Une extrême droite discréditée
Le troisième homme de cette présidentielle se nomme Oleg Liachko : électron libre, sans aucune base militante, c’est également un habitué des podiums de Maïdan, qui a su séduire une partie de l’électorat grâce à une campagne à la tonalité très populiste. Troisième homme en 2010, Sergei Tigipko, candidat indépendant mais ancien membre du parti des régions, paye au prix fort les errements de Viktor Ianoukovitch et ne passe pas la barre des 5%.
Reste l’extrême droite, qui pensait tirer profit de l’engagement de ses militants lors des affrontements meurtriers de février dernier. Son influence, volontiers amplifiée par les médias russes, reste extrêmement limitée : Oleg Tiagnibok, leader du parti Svoboda, obtient 1,5% des voix. Dmytro Iarosh, chef de Praviy Sektor, fait lui à peine 1%... « La pensée ethno-nationaliste gagne du terrain, c’est certain, analyse Mihail Mynakov, politologue ukrainien. Mais ces mouvements sont discrédités dans l’opinion. On ne sait pas qui les finance, quels sont leurs liens avec les services secrets ukrainiens et russes, et ce qu’ils veulent vraiment pour le pays. »
Sur le terrain, les combats reprennent
Outre cette confortable avance sur ses adversaires, la participation générale, plutôt élevée, donne un peu d’aise à Petro Porochenko. Mais le nouvel homme fort ukrainien arrive en terrain miné. Selon la Commission centrale électorale, seul un tiers des bureaux des régions de Lougansk et de Donetsk ont pu ouvrir hier, et beaucoup d’électeurs ont ignoré le scrutin, par peur de représailles ou véritable rejet de la "junte kiévienne". Samedi et dimanche, les combats ont d’ailleurs violemment repris, faisant des morts des deux côtés. En parlant, dès dimanche soir, de dialogue et d’amnistie possible pour ceux qui« déposeront les armes », Petro Porochenko a tenté de faire baisser la pression. Il a même relancé l’idée de pourparlers avec la Russie, « proche et grand voisin », dans le cadre de la feuille de route de Genève.
Mais l’Est n’est plus sous contrôle de quiconque depuis longtemps. « Si la situation est si compliquée, c’est que différents groupes, aux intérêts parfois contradictoires, agissent en même temps, analyse un diplomate européen à Kiev. Les séparatistes locaux, les forces spéciales russes, et le milieu criminel, chacun joue sa partition. » Même Rinat Akhmetov, ancien sponsor de Ianoukovitch et baron de la région de Donetsk, bataille aujourd’hui contre les séparatistes et chante les vertus d’une Ukraine une et indivisible, de quoi faire perdre leur latin à tous les analystes et provoquer les moqueries des Ukrainiens.

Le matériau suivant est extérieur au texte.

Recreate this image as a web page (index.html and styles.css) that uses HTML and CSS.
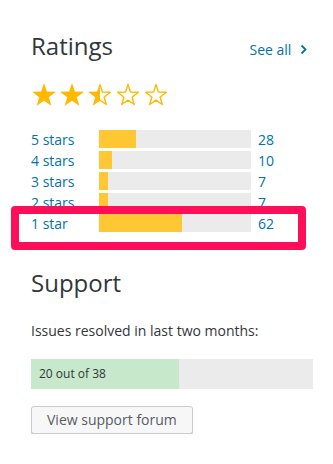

Thatcher et Reagan comme modèle
L’Ukraine doit aussi affronter une situation économique désastreuse. Elle doit de l’argent à tout le monde, à commencer par la Russie, et le niveau de ses caisses est à peine suffisant pour garantir le fonctionnement de l’État. Sur ce point, l’équipe fraîchement arrivée au pouvoir n’a pas grand chose à proposer. Petro Porochenko, qui a joué à fond la carte du businessmantalentueux au cours de sa courte campagne, est un libéral pur et dur, citant volontiers Thatcher et Reagan comme modèle politique.
Selon toute vraisemblance, il devrait accueillir le FMI et son cortège de mesures d’austérité à bras ouverts. La corruption, bien sûr, sera son ennemi numéro un, sans plus de précisions sur les moyens d’y mettre fin. Les Ukrainiens ne sont pas dupes, mais pour sauver leur pays au bord de la bascule, il leur fallait rapidement trouver un capitaine. Ils l’ont élu dimanche, faute de mieux.